President Obama's joint memorandum, which I wrote about in my last column, clearly demonstrates a need for governance and accountability. Given this, information governance becomes the focus and, as a whole, covers a range of business and management objectives that ECM helps organizations achieve. The industry analyst firm Gartner was early to adopt the term “information governance” to describe a strategic approach to managing enterprise information and content. Information governance, in Gartner’s words, is “the specification of decision rights and an accountability framework to encourage desirable behavior in the valuation, creation, storage, use, archival and deletion of information. It includes the processes, roles, standards and metrics that ensure the effective and efficient use of information in enabling an organization to achieve its goals.”
An information governance program is used to communicate the roles, responsibilities and accountabilities needed to meet legal, regulatory and policy-driven compliance. This, in turn, reduces the risk of missing deadlines, submitting incomplete records or not delivering on commitments.
From the beginning when you start defining an information governance strategy for your organization, engage with business, legal and IT stakeholders. You need to let them know the importance and benefit of having a governance program in place. They are also the folks who will best serve in this effort by providing feedback on the way things are being done and how they could be improved to support the goals of your governance program.
You will need to identify the most essential internal and external compliance requirements faced by your organization. A manufacturing organization may need to follow strict information or data reporting processes to keep an ISO 9001 certification. Specific retention, sign-off, version control and categorization procedures may already exist. In the case of the Presidential Mandate, Federal agencies need to focus on records management, in particular, electronic records, to get better control in support of faster processing and greater sharing capabilities across agencies.
External compliance requirements will be specific to a jurisdiction—state, province, country and industry specific. For example, a global manufacturing organization may need to keep two sets of retention policies for staff in the United States vs. Australia. There may be additional health, safety or environmental laws specific to an industry or practice. Note which of these affect the content you are preparing to manage.
In addition, your strategy needs to identify the sources of this content. You need to find out who creates it and uses it, where it is stored today, who has authority over deletion, archiving and transfer offsite. A mapping of known content and records sources will be essential for a strong information management program.

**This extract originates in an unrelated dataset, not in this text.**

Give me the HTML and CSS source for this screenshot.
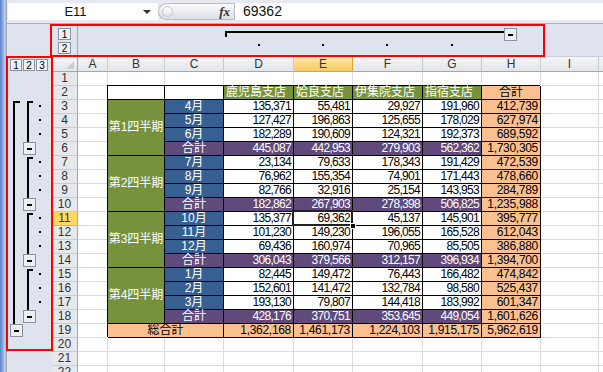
FILE: index.html
```html
<!DOCTYPE html>
<html lang="ja">
  <head>
    <meta charset="UTF-8" />
    <meta name="viewport" content="width=device-width, initial-scale=1.0" />
    <title>支店別売上 - アウトライン</title>
    <link rel="stylesheet" href="styles.css">
  </head>
  <body>
    <div class="excel">
      <div class="edge"></div>
      <div class="main">
        <div class="formula-bar">
          <div class="name-box"><span class="name">E11</span><span class="drop"></span></div>
          <div class="fx-box"><span class="grip"></span><span class="fx">fx</span></div>
          <div class="formula">69362</div>
        </div>

        <div class="col-outline">
          <div class="gutter-corner"></div>
          <div class="col-levels">
            <span class="lvl">1</span>
            <span class="lvl">2</span>
          </div>
          <svg class="outline-svg" width="525" height="32" viewBox="0 0 525 32">
            <rect x="147" y="7" width="280" height="2" />
            <rect x="147" y="7" width="2" height="6" />
            <rect x="180" y="20" width="2" height="2" />
            <rect x="244" y="20" width="2" height="2" />
            <rect x="308" y="20" width="2" height="2" />
            <rect x="373" y="20" width="2" height="2" />
            <rect class="btn" x="426.5" y="4.5" width="12" height="12" />
            <rect x="430" y="10" width="5" height="2" />
          </svg>
        </div>

        <div class="work">
          <div class="row-outline">
            <div class="row-levels">
              <span class="lvl">1</span>
              <span class="lvl">2</span>
              <span class="lvl">3</span>
            </div>
            <svg class="outline-svg" width="45" height="300" viewBox="0 0 45 300">
              <!-- level 1 -->
              <rect x="6" y="29" width="7" height="2" />
              <rect x="6" y="29" width="2" height="224" />
              <!-- level 2 groups -->
              <rect x="20" y="29" width="6" height="2" />
              <rect x="20" y="29" width="2" height="42" />
              <rect x="20" y="85" width="6" height="2" />
              <rect x="20" y="85" width="2" height="42" />
              <rect x="20" y="141" width="6" height="2" />
              <rect x="20" y="141" width="2" height="42" />
              <rect x="20" y="197" width="6" height="2" />
              <rect x="20" y="197" width="2" height="42" />
              <!-- detail rows -->
              <rect x="32" y="33" width="2" height="2" />
              <rect x="32" y="47" width="2" height="2" />
              <rect x="32" y="61" width="2" height="2" />
              <rect x="32" y="89" width="2" height="2" />
              <rect x="32" y="103" width="2" height="2" />
              <rect x="32" y="117" width="2" height="2" />
              <rect x="32" y="145" width="2" height="2" />
              <rect x="32" y="159" width="2" height="2" />
              <rect x="32" y="173" width="2" height="2" />
              <rect x="32" y="201" width="2" height="2" />
              <rect x="32" y="215" width="2" height="2" />
              <rect x="32" y="229" width="2" height="2" />
              <!-- collapse buttons -->
              <rect class="btn" x="16.5" y="70.5" width="12" height="12" />
              <rect x="20" y="76" width="5" height="2" />
              <rect class="btn" x="16.5" y="126.5" width="12" height="12" />
              <rect x="20" y="132" width="5" height="2" />
              <rect class="btn" x="16.5" y="182.5" width="12" height="12" />
              <rect x="20" y="188" width="5" height="2" />
              <rect class="btn" x="16.5" y="238.5" width="12" height="12" />
              <rect x="20" y="244" width="5" height="2" />
              <rect class="btn" x="3.5" y="252.5" width="12" height="12" />
              <rect x="7" y="258" width="5" height="2" />
            </svg>
          </div>

          <div class="sheet">
            <div class="corner"></div><div class="ch">A</div><div class="ch">B</div><div class="ch">C</div><div class="ch">D</div><div class="ch on">E</div><div class="ch">F</div><div class="ch">G</div><div class="ch">H</div><div class="ch">I</div><div class="ch"></div>

            <div class="rh">1</div><div></div><div></div><div></div><div></div><div></div><div></div><div></div><div></div><div></div><div></div>
            <div class="rh">2</div><div></div><div class="t"></div><div class="t"></div><div class="t branch">鹿児島支店</div><div class="t branch">姶良支店</div><div class="t branch">伊集院支店</div><div class="t branch">指宿支店</div><div class="t total mid">合計</div><div></div><div></div>

            <div class="rh">3</div><div></div><div class="t quarter">第1四半期</div><div class="t month">4月</div><div class="t num">135,371</div><div class="t num">55,481</div><div class="t num">29,927</div><div class="t num">191,960</div><div class="t num total">412,739</div><div></div><div></div>
            <div class="rh">4</div><div></div><div class="t month">5月</div><div class="t num">127,427</div><div class="t num">196,863</div><div class="t num">125,655</div><div class="t num">178,029</div><div class="t num total">627,974</div><div></div><div></div>
            <div class="rh">5</div><div></div><div class="t month">6月</div><div class="t num">182,289</div><div class="t num">190,609</div><div class="t num">124,321</div><div class="t num">192,373</div><div class="t num total">689,592</div><div></div><div></div>
            <div class="rh">6</div><div></div><div class="t sub mid">合計</div><div class="t num sub">445,087</div><div class="t num sub">442,953</div><div class="t num sub">279,903</div><div class="t num sub">562,362</div><div class="t num total">1,730,305</div><div></div><div></div>

            <div class="rh">7</div><div></div><div class="t quarter">第2四半期</div><div class="t month">7月</div><div class="t num">23,134</div><div class="t num">79,633</div><div class="t num">178,343</div><div class="t num">191,429</div><div class="t num total">472,539</div><div></div><div></div>
            <div class="rh">8</div><div></div><div class="t month">8月</div><div class="t num">76,962</div><div class="t num">155,354</div><div class="t num">74,901</div><div class="t num">171,443</div><div class="t num total">478,660</div><div></div><div></div>
            <div class="rh">9</div><div></div><div class="t month">9月</div><div class="t num">82,766</div><div class="t num">32,916</div><div class="t num">25,154</div><div class="t num">143,953</div><div class="t num total">284,789</div><div></div><div></div>
            <div class="rh">10</div><div></div><div class="t sub mid">合計</div><div class="t num sub">182,862</div><div class="t num sub">267,903</div><div class="t num sub">278,398</div><div class="t num sub">506,825</div><div class="t num total">1,235,988</div><div></div><div></div>

            <div class="rh on">11</div><div></div><div class="t quarter">第3四半期</div><div class="t month">10月</div><div class="t num">135,377</div><div class="t num sel">69,362</div><div class="t num">45,137</div><div class="t num">145,901</div><div class="t num total">395,777</div><div></div><div></div>
            <div class="rh">12</div><div></div><div class="t month">11月</div><div class="t num">101,230</div><div class="t num">149,230</div><div class="t num">196,055</div><div class="t num">165,528</div><div class="t num total">612,043</div><div></div><div></div>
            <div class="rh">13</div><div></div><div class="t month">12月</div><div class="t num">69,436</div><div class="t num">160,974</div><div class="t num">70,965</div><div class="t num">85,505</div><div class="t num total">386,880</div><div></div><div></div>
            <div class="rh">14</div><div></div><div class="t sub mid">合計</div><div class="t num sub">306,043</div><div class="t num sub">379,566</div><div class="t num sub">312,157</div><div class="t num sub">396,934</div><div class="t num total">1,394,700</div><div></div><div></div>

            <div class="rh">15</div><div></div><div class="t quarter">第4四半期</div><div class="t month">1月</div><div class="t num">82,445</div><div class="t num">149,472</div><div class="t num">76,443</div><div class="t num">166,482</div><div class="t num total">474,842</div><div></div><div></div>
            <div class="rh">16</div><div></div><div class="t month">2月</div><div class="t num">152,601</div><div class="t num">141,472</div><div class="t num">132,784</div><div class="t num">98,580</div><div class="t num total">525,437</div><div></div><div></div>
            <div class="rh">17</div><div></div><div class="t month">3月</div><div class="t num">193,130</div><div class="t num">79,807</div><div class="t num">144,418</div><div class="t num">183,992</div><div class="t num total">601,347</div><div></div><div></div>
            <div class="rh">18</div><div></div><div class="t sub mid">合計</div><div class="t num sub">428,176</div><div class="t num sub">370,751</div><div class="t num sub">353,645</div><div class="t num sub">449,054</div><div class="t num total">1,601,626</div><div></div><div></div>

            <div class="rh">19</div><div></div><div class="t total grand">総合計</div><div class="t num total">1,362,168</div><div class="t num total">1,461,173</div><div class="t num total">1,224,103</div><div class="t num total">1,915,175</div><div class="t num total">5,962,619</div><div></div><div></div>
            <div class="rh">20</div><div></div><div></div><div></div><div></div><div></div><div></div><div></div><div></div><div></div><div></div>
            <div class="rh">21</div><div></div><div></div><div></div><div></div><div></div><div></div><div></div><div></div><div></div><div></div>
            <div class="rh">22</div><div></div><div></div><div></div><div></div><div></div><div></div><div></div><div></div><div></div><div></div>
          </div>
        </div>
      </div>

      <!-- annotation frames -->
      <div class="mark mark-cols"></div>
      <div class="mark mark-rows"></div>
    </div>
  </body>
</html>
```

FILE: styles.css
```css
body {
  margin: 0;
  background: #dfe3ee;
}
.excel {
  position: relative;
  display: flex;
  width: 603px;
  height: 372px;
  overflow: hidden;
  background: #dfe3ee;
  font-family: "Liberation Sans", "Noto Sans CJK JP", sans-serif;
}
.edge {
  width: 7px;
  flex-shrink: 0;
  background: linear-gradient(90deg, #5b7ec6 0, #7b9ede 2px, #a7c0ec 4px, #c8d0de 5px, #a4acb8 6px);
}
.main {
  flex: 1;
  display: flex;
  flex-direction: column;
  min-width: 0;
}

/* formula bar */
.formula-bar {
  display: flex;
  height: 24px;
  box-sizing: border-box;
  padding: 3px 0 3px 1px;
  background: #e6e9f0;
  border-bottom: 1px solid #abb2bd;
}
.name-box {
  width: 150px;
  display: flex;
  align-items: center;
  background: #fff;
}
.name {
  flex: 1;
  text-align: center;
  font-size: 13px;
  color: #111;
}
.drop {
  width: 0;
  height: 0;
  border-left: 4px solid transparent;
  border-right: 4px solid transparent;
  border-top: 4px solid #333;
  margin-right: 7px;
}
.fx-box {
  width: 76px;
  box-sizing: border-box;
  display: flex;
  align-items: center;
  justify-content: space-between;
  padding: 0 4px 0 3px;
  background: linear-gradient(#fbfbfc, #dcdfe5);
  border: 1px solid #b8bec7;
  border-right: none;
  border-radius: 9px 0 0 9px;
}
.grip {
  width: 9px;
  height: 9px;
  border-radius: 50%;
  border: 1px solid #c3c8cf;
  background: linear-gradient(#fff, #e1e4e9);
}
.fx {
  font: italic bold 13px "Liberation Serif", serif;
  color: #333;
}
.formula {
  flex: 1;
  background: #fff;
  border-left: 1px solid #b8bec7;
  padding-left: 8px;
  font-size: 14px;
  line-height: 17px;
  color: #111;
}

/* outline gutters */
.col-outline {
  display: flex;
  height: 33px;
  box-sizing: border-box;
  border-bottom: 1px solid #c9cdd5;
}
.gutter-corner {
  width: 45px;
  flex-shrink: 0;
}
.col-levels {
  width: 25px;
  flex-shrink: 0;
  border-right: 1px solid #a3aab4;
  display: flex;
  flex-direction: column;
  align-items: center;
  gap: 2px;
  padding-top: 4px;
}
.lvl {
  width: 13px;
  height: 12px;
  box-sizing: border-box;
  display: flex;
  align-items: center;
  justify-content: center;
  border: 1px solid #8c929b;
  background: #eef0f5;
  box-shadow: inset 1px 1px 0 #fff;
  font-size: 10px;
  color: #000;
}
.outline-svg {
  display: block;
  fill: #000;
}
.outline-svg .btn {
  fill: #eceef4;
  stroke: #8c929b;
}
.work {
  flex: 1;
  display: flex;
  min-height: 0;
}
.row-outline {
  width: 45px;
  flex-shrink: 0;
}
.row-levels {
  height: 15px;
  box-sizing: border-box;
  display: flex;
  gap: 1px;
  padding: 2px 0 0 3px;
}
.row-levels .lvl {
  width: 12px;
}

/* sheet grid */
.sheet {
  flex: 1;
  display: grid;
  grid-template-columns: 26px 30px 57px 59px 70px 59px 70px 59px 59px 58px 1fr;
  grid-template-rows: 15px;
  grid-auto-rows: 14px;
  align-content: start;
  background: #fff;
  font-size: 12px;
  line-height: 13px;
  color: #000;
}
.sheet > div {
  box-sizing: border-box;
  border-right: 1px solid #d9dbde;
  border-bottom: 1px solid #d9dbde;
  padding: 0 2px;
  white-space: nowrap;
  background: #fff;
}
.sheet > .ch {
  background: linear-gradient(#f4f5f7, #e2e5ea);
  border-right-color: #c5c9d0;
  border-bottom-color: #a1a8b2;
  text-align: center;
  font-size: 12px;
  line-height: 14px;
  color: #333;
}
.sheet > .rh {
  background: #e5e8ec;
  border-right-color: #a1a8b2;
  border-bottom-color: #c8ccd2;
  text-align: center;
  color: #333;
}
.sheet > .corner {
  position: relative;
  background: linear-gradient(#f4f5f7, #e2e5ea);
  border-right-color: #a1a8b2;
  border-bottom-color: #a1a8b2;
}
.corner::after {
  content: "";
  position: absolute;
  right: 3px;
  bottom: 2px;
  border-left: 8px solid transparent;
  border-bottom: 8px solid #c9cdd3;
}
.sheet > .ch.on {
  background: linear-gradient(#fde9ad, #f6c962);
  border-right-color: #e0a43c;
  border-bottom-color: #e0a43c;
}
.sheet > .rh.on {
  background: #ffd761;
  border-right-color: #e0a43c;
  border-bottom-color: #e8b24a;
}

/* black-bordered table block */
.sheet > .t {
  position: relative;
  z-index: 1;
  border-right-color: #000;
  border-bottom-color: #000;
  box-shadow: -1px -1px 0 #000;
}
.num {
  text-align: right;
  letter-spacing: -0.7px;
}
.mid {
  text-align: center;
}
.sheet > .branch {
  background: #76923c;
  color: #fff;
}
.sheet > .quarter {
  grid-row: span 4;
  display: flex;
  align-items: center;
  justify-content: center;
  background: #76923c;
  color: #fff;
}
.sheet > .month {
  background: #366092;
  color: #fff;
  text-align: center;
}
.sheet > .sub {
  background: #604a7b;
  color: #fff;
}
.sheet > .total {
  background: #fac090;
}
.sheet > .total.num {
  letter-spacing: -0.3px;
}
.sheet > .grand {
  grid-column: span 2;
  text-align: center;
}
.sheet > .sel {
  z-index: 3;
}
.sel::after {
  content: "";
  position: absolute;
  left: -2px;
  top: -2px;
  right: -1px;
  bottom: -1px;
  border: 2px solid #222;
}
.sel::before {
  content: "";
  position: absolute;
  right: -4px;
  bottom: -4px;
  width: 4px;
  height: 4px;
  background: #000;
  border: 1px solid #fff;
  z-index: 1;
}

/* red annotation frames */
.mark {
  position: absolute;
  box-sizing: border-box;
  border: 2px solid #f00;
  z-index: 5;
  pointer-events: none;
}
.mark-cols {
  left: 50px;
  top: 24px;
  width: 495px;
  height: 33px;
}
.mark-rows {
  left: 6px;
  top: 56px;
  width: 47px;
  height: 295px;
}
```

- Laying down policies that will govern behaviors
- Defining processes for all stages of the information life cycle
- Setting standards that must be followed when carrying out a defined process
- Appointing specific people to be responsible for the information assets
- Providing tools and technology to enable staff to carry out the defined processes to the required standards
- Auditing the elements of the framework regularly to ensure that the guidelines are being followed
Using this as a guide, you can develop your governance strategies in a way that the user community can understand, and more importantly, adhere to. Think of it in the way you have to teach a young person. You set the policy in place and then you have to teach them how to do things that align to the policy. For example, when you say that something needs to be stored in the proper place, you need to demonstrate how and where this takes place.
ECM technologies offer several capabilities designed specifically to meet the obligations to organize, preserve, discover and dispose of content. These capabilities are needed to act in accordance with an information governance accountability framework. These core technologies include document management, records management, content and email archiving, search, taxonomies and metadata management. The needs of business, IT and records or legal users can be met by using tools that can be accessed through a variety of user interfaces, on a variety of devices.
Document and records management capabilities provide the version control, access controls and audit history to ensure electronic content can be authenticated. Life cycle management rules can be applied to ensure scheduled disposition and storage. Records management systems also provide legal hold capabilities and allow risk managers to flag content subject to disclosure. Search, metadata and taxonomy tools allow business users to find and retrieve content accurately and efficiently. IT managers can leverage the storage rules in most archiving systems for load balancing, storage management and migration of content for more cost efficient long-term storage devices.
In my view, a well-planned, documented, implemented and maintained governance policy will not only help your organization organize and maintain control over their content and records, it will provide strength and defensible ways to minimize risk related to compliance. Of course, like any other aspect of information management, once it has been defined and documented, you must also train the user community in the importance and adherence to the new way of working with content and records. As always, expect resistance from some, as they will perceive it as being yet another impediment to job performance, but rest assured that if you plan, communicate and train everyone properly, the moaning will quickly turn to gratitude, and your risk management team will be thankful that a new tool to help maintain regulatory and industry compliance and defensibility has been introduced.